Georgetown and 45 other Catholic colleges and universities submitted an amicus curiae brief on Aug. 1 in a pair of pending Supreme Court cases concerning the constitutionality of race-based affirmative action programs in college admissions. The brief argues that affirmative action’s promotion of a diverse learning environment is critical to promoting Catholic values such as social justice, promotion of the common good, and service to underrepresented groups.
Race-based affirmative action emerged in the late 1960s as a policy option for businesses and educational institutions to reduce structural barriers to access encountered by marginalized groups, especially students of color, who continue to face educational inequities. These policies, however, have long been politically controversial and are regular targets of conservative activists, who argue that they discriminate against white people.
Despite the many legal challenges to voluntary affirmative action programs in the past, the Supreme Court has upheld the ability of schools to take race into consideration when admitting students. In Regents of the University of California v. Bakke (1978), the Court ruled that universities could consider race as a factor in admissions but could not create specific, numerical quotas for underrepresented students. In 2003, the Supreme Court maintained its precedent in Grutter v. Bollinger by affirming that race-conscious affirmative action programs are constitutional, so long as schools do not base admissions decisions solely on race.
The currently pending cases—Students for Fair Admissions, Inc. v. President and Fellows of Harvard College and Students for Fair Admissions, Inc. v. University of North Carolina—ask the Supreme Court to overturn its decision in Grutter v. Bollinger, and instead, to require schools to be completely race-neutral in their admissions decisions. Because the Supreme Court has grown more conservative since its 2003 decision, some argue that it is likely to declare existing affirmative action programs to be unconstitutional.
The two cases involve lawsuits against Harvard College and the University of North Carolina (UNC) for allegedly discriminating against white and Asian American students in admissions decisions. Students for Fair Admissions (SFFA), a nonprofit advocacy organization that opposes race-based affirmative action in college admissions, brought the lawsuits against the respective schools.
SFFA alleges that Harvard College’s admissions discriminate against Asian American students in violation of Title VI of the Civil Rights Act of 1964, which prohibits discrimination based on race in any program or activity that receives federal funding. Harvard, though a private institution, is subject to Title VI because it receives federal funding.

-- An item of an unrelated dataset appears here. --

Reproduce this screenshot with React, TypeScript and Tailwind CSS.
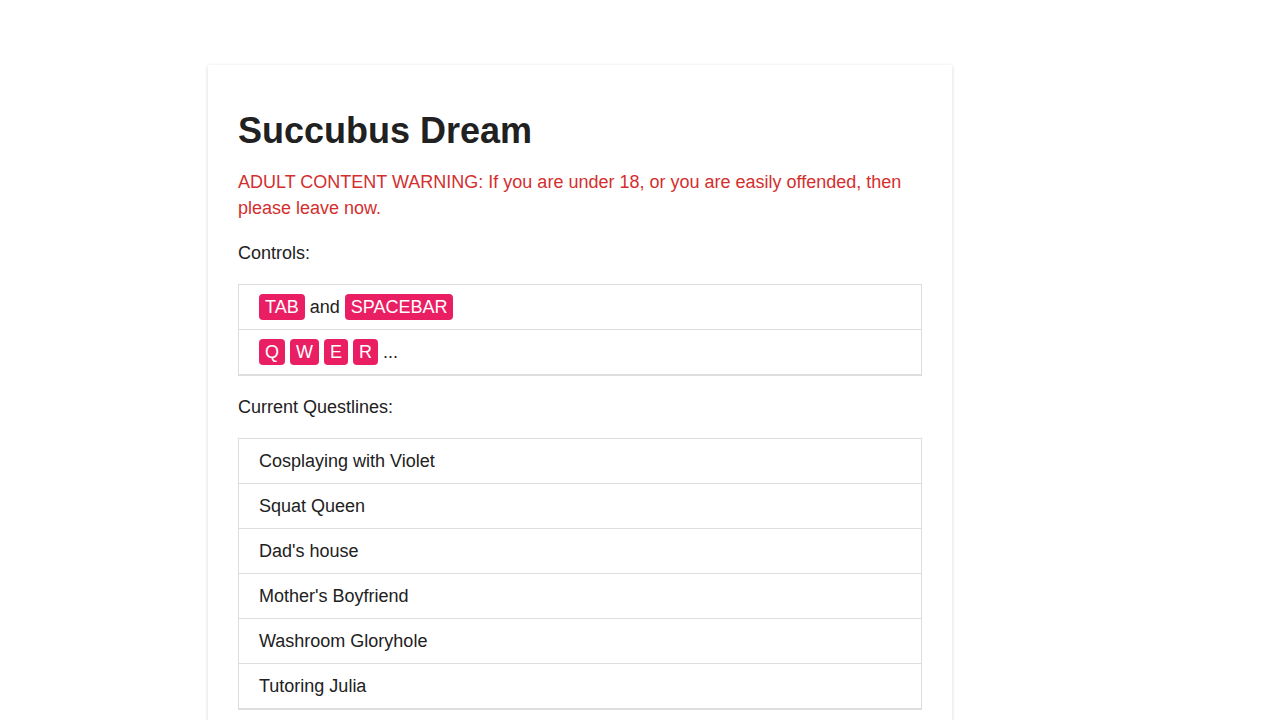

SFFA also alleges that UNC discriminates against white and Asian American students in its admissions. Because UNC is a public university, it is subject to Title VI as well at the Fourteenth Amendment’s equal protection clause, which prevents public institutions from discriminating against citizens based on race.
While the Supreme Court will not release a decision on the cases until 2023, interested parties that are not formally involved in the lawsuits can submit opinions to the Court. These submissions, known as amicus curiae briefs, offer additional perspectives that the Supreme Court may consider in its deliberations.
The amicus curiae brief submitted by the 46 higher education institutions, including the University of Notre Dame, Boston College, and Villanova University, argues that race-based affirmative action in admissions is important to their religious objectives. Central to the Catholic faith is a commitment to the common good and social justice, which include ensuring that disadvantaged and underrepresented groups of students—namely low-income students of color—have access to the same educational opportunities as their counterparts.
Students of color are more likely to face barriers to educational achievement due to factors such as lower school funding, larger school and class sizes, fewer technological materials, and less access to advanced curriculum offerings. The schools argued that affirmative action would foster greater diversity, a tenet emphasized in Catholic teachings, by mitigating these barriers.
“Diversity creates a learning environment that furthers the pedagogical goals of Catholic colleges and universities, including rigorous thinking, understanding of and empathy toward people of different backgrounds, concern for the poor and underserved, and leadership in service to others,” the brief reads. Education in a diverse environment “serves Catholic values of respect for universal human dignity and divine creation, and in turn creates alumni equipped to contribute to Catholic goals of leadership in service.”
The universities further argue that preventing schools from considering race in admissions would violate the First Amendment’s free exercise clause, which protects the right to freely practice religion.
“A tenet of Catholicism is that ‘communion is enriched by respect and appreciation for differences within an overall perspective that advances the common good,’” the brief reads. “In an educational setting, the Catholic mission is ‘enriched by the presence and voices of diverse scholars and students.’”
The Supreme Court will hear arguments for the cases on Oct. 31, 2022. It will likely release a decision in mid-2023.